The Clallam County hearing examiner, Chris Melly, who presides over land-use issues, approved the project in early May after a public hearing and declined to reconsider his decision after an early June appeal.

The county commissioners have the authority to stand by Melly’s decision, revoke it or send it back to county staff for review before making a decision. Commissioners have not set a date when the review will occur, but the county will advertise the schedule two weeks prior to the meeting date.

The Clallam County Code dictates the hearing must be a closed record appeal, meaning no new evidence can be introduced and the commissioners must rely on the existing record.

During his second review of the proposal, Melly ruled that the Citizens for Carlsborg group was not a party of record and did not allow new information provided by the group to be admitted into the case’s record. The group formed after the crematory’s approval.

However, Brian Magner, owner of Gabby’s Java Hut, also appealed the decision to the commissioners and Magner is a party of record. Magner’s attorney is Craig Miller.

The land-use appeal is likely to cite concerns about air quality from incineration of non-organic materials, such as dental fillings or pacemakers, and an alleged contradiction in Melly’s decision-making process.

Melly accepted a comparison of a crematory to a veterinary clinic, an approved use of the land, because some contain cremation chambers, although none do in Clallam County. Opponents argue Melly should have compared the crematory to a cemetery, which is not an approved use of land in Carlsborg.

The applicant, Jason Linde of Linde Family Funeral Service, plans to install the cremation chamber in a room in a warehouse-style building where he is cold storing cadavers, which he currently transports to Kent for cremation.

Linde needed Melly’s approval because Clallam County Code does not identify crematories as an allowed or prohibited use of the land. Linde is the peninsula’s representative of the nonprofit People’s Memorial Association, a low-cost provider of after-death services.

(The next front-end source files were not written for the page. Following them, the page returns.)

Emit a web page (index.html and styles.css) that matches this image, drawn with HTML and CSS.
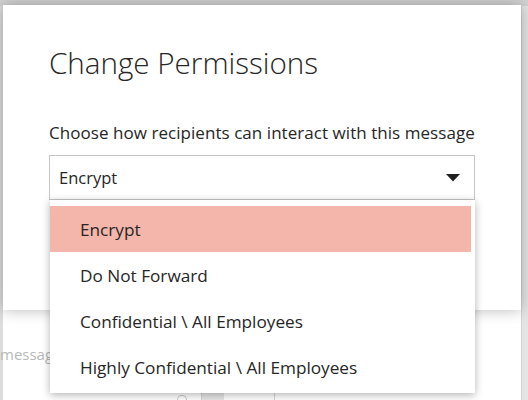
FILE: index.html
```html
<!DOCTYPE html>
<html lang="en">
<head>
<meta charset="utf-8">
<title>Change Permissions</title>
<link rel="stylesheet" href="styles.css">
</head>
<body>
<div class="app">
  <div class="app-top"></div>
  <div class="app-body">
    <div class="app-left"></div>
    <div class="app-main">
      <div class="app-preview">message</div>
      <div class="app-toolbar">
        <span class="tb-glyph"></span>
        <span class="tb-sep"></span>
        <span class="tb-btn"></span>
        <span class="tb-sep"></span>
      </div>
    </div>
    <div class="app-right"></div>
  </div>

  <div class="modal">
    <h1 class="modal-title">Change Permissions</h1>
    <p class="modal-text">Choose how recipients can interact with this message</p>
    <div class="select">
      <div class="select-box">
        <span class="select-value">Encrypt</span>
        <svg class="select-arrow" width="14" height="8" viewBox="0 0 14 8"><path d="M0 0H14L7 7.5Z" fill="#1f1f1f"/></svg>
      </div>
      <ul class="select-menu">
        <li class="option selected">Encrypt</li>
        <li class="option">Do Not Forward</li>
        <li class="option">Confidential \ All Employees</li>
        <li class="option">Highly Confidential \ All Employees</li>
      </ul>
    </div>
  </div>
</div>
</body>
</html>
```

FILE: styles.css
```css
* { box-sizing: border-box; }
html, body {
  margin: 0;
  padding: 0;
}
body {
  width: 528px;
  height: 400px;
  overflow: hidden;
  background: #ffffff;
  font-family: "Open Sans", "Noto Sans", sans-serif;
  color: #262626;
}
.app {
  position: relative;
  width: 528px;
  height: 400px;
  display: flex;
  flex-direction: column;
}
.app-top {
  height: 6px;
  background: #d2d2d2;
  flex: none;
}
.app-body {
  flex: 1;
  display: flex;
}
.app-left {
  width: 3px;
  background: #dcdcdc;
}
.app-main {
  flex: 1;
  display: flex;
  flex-direction: column;
  justify-content: flex-end;
}
.app-preview {
  font-size: 15px;
  color: #b8b8b8;
  margin-left: -3px;
  margin-bottom: 28px;
}
.app-toolbar {
  height: 8px;
  display: flex;
  align-items: flex-end;
  padding-left: 174px;
}
.tb-glyph {
  width: 10px;
  height: 5px;
  border: 1.5px solid #c9c9c9;
  border-bottom: none;
  border-radius: 5px 5px 0 0;
  margin-right: 14px;
}
.tb-sep {
  width: 1px;
  height: 8px;
  background: #d4d4d4;
}
.tb-btn {
  width: 22px;
  height: 8px;
  background: #e6e6e6;
  margin-right: 50px;
}
.app-right {
  width: 7px;
  background: #e4e4e4;
  border-left: 1px solid #d2d2d2;
}

.modal {
  position: absolute;
  left: 3px;
  top: 5px;
  width: 518px;
  height: 305px;
  background: #ffffff;
  box-shadow: 0 0 14px rgba(0, 0, 0, 0.28);
  padding: 37px 46px 0 46px;
}
.modal-title {
  margin: 0;
  font-weight: 300;
  font-size: 29.6px;
  line-height: 42px;
  color: #262626;
}
.modal-text {
  margin: 37px 0 0 0;
  font-size: 17px;
  line-height: 23px;
  letter-spacing: 0.05px;
  color: #262626;
}
.select {
  position: relative;
  margin-top: 11px;
  width: 426px;
}
.select-box {
  height: 45px;
  border: 1px solid #c6c6c6;
  display: flex;
  align-items: center;
  justify-content: space-between;
  padding: 0 14px 0 9px;
}
.select-value {
  font-size: 16.5px;
}
.select-arrow {
  display: block;
}
.select-menu {
  position: absolute;
  left: 1px;
  top: 45px;
  width: 425px;
  margin: 0;
  padding: 6px 4px 3px 0;
  list-style: none;
  background: #ffffff;
  box-shadow: 0 2px 8px rgba(0, 0, 0, 0.3);
}
.option {
  height: 46px;
  display: flex;
  align-items: center;
  padding-left: 30px;
  font-size: 17.2px;
  color: #262626;
}
.option.selected {
  background: #f4b5aa;
}
```
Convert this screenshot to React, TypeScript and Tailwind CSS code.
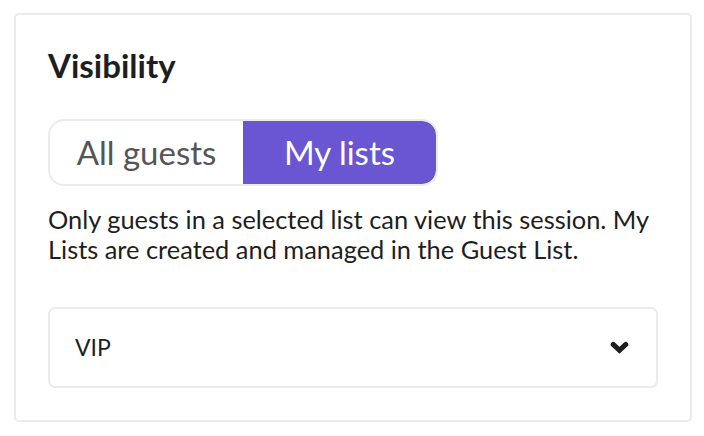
import React, { useState } from 'react';

const ChevronDown = () => (
  <svg width="19" height="13" viewBox="0 0 19 13" className="text-[#1e1e1e]">
    <path
      d="M3.2 3.4 L9.5 9.4 L15.8 3.4"
      fill="none"
      stroke="currentColor"
      strokeWidth="5"
      strokeLinecap="round"
      strokeLinejoin="miter"
    />
  </svg>
);

const App: React.FC = () => {
  const [mode, setMode] = useState<'all' | 'lists'>('lists');

  return (
    <div className="min-h-screen w-full bg-white pt-[13px] pl-[14px] font-['Lato',sans-serif]">
      <div className="w-[678px] h-[409px] rounded-[5px] border-2 border-[#ebebeb] px-[32px] pt-[31px]">
        <h2 className="text-[33px] leading-[39px] font-bold text-[#1e1e1e]">Visibility</h2>

        {/* Segmented toggle */}
        <div className="mt-[34px] flex w-[390px] h-[67px] rounded-[16px] border-2 border-[#ebebeb] overflow-hidden">
          <button
            onClick={() => setMode('all')}
            className={`flex-1 text-[33px] leading-none ${mode === 'all' ? 'bg-[#6a55d2] text-white rounded-[14px]' : 'text-[#555555]'}`}
          >
            All guests
          </button>
          <button
            onClick={() => setMode('lists')}
            className={`flex-1 text-[33px] leading-none ${mode === 'lists' ? 'bg-[#6a55d2] text-white rounded-r-[14px]' : 'text-[#555555]'}`}
          >
            My lists
          </button>
        </div>

        <p className="mt-[18px] w-[610px] text-[25.4px] leading-[30px] text-[#1e1e1e]">
          Only guests in a selected list can view this session. My Lists are created and managed in the Guest List.
        </p>

        {/* List select */}
        <div className="mt-[43px] flex h-[81px] w-[610px] items-center justify-between rounded-[7px] border-2 border-[#ebebeb] pl-[25px] pr-[27px]">
          <span className="text-[23px] text-[#1e1e1e]">VIP</span>
          <ChevronDown />
        </div>
      </div>
    </div>
  );
};

export default App;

Citizens for Carlsborg has become the main objector to the building permit, which has allowed Linde to store bodies at 108 Business Park Loop. The group’s attorney, Gerald Steel, said that permit should not have been awarded due to a current label of invalidity on Carlsborg’s zoning, which was handed down by the state in late April.

Steel advised the county to form an appeals board to handle the permit appeal, however the county is likely to put the permit appeal in front of the hearing examiner, much like it did with Linde’s request for approval of his proposed land use. Dates have not been set for the appeals.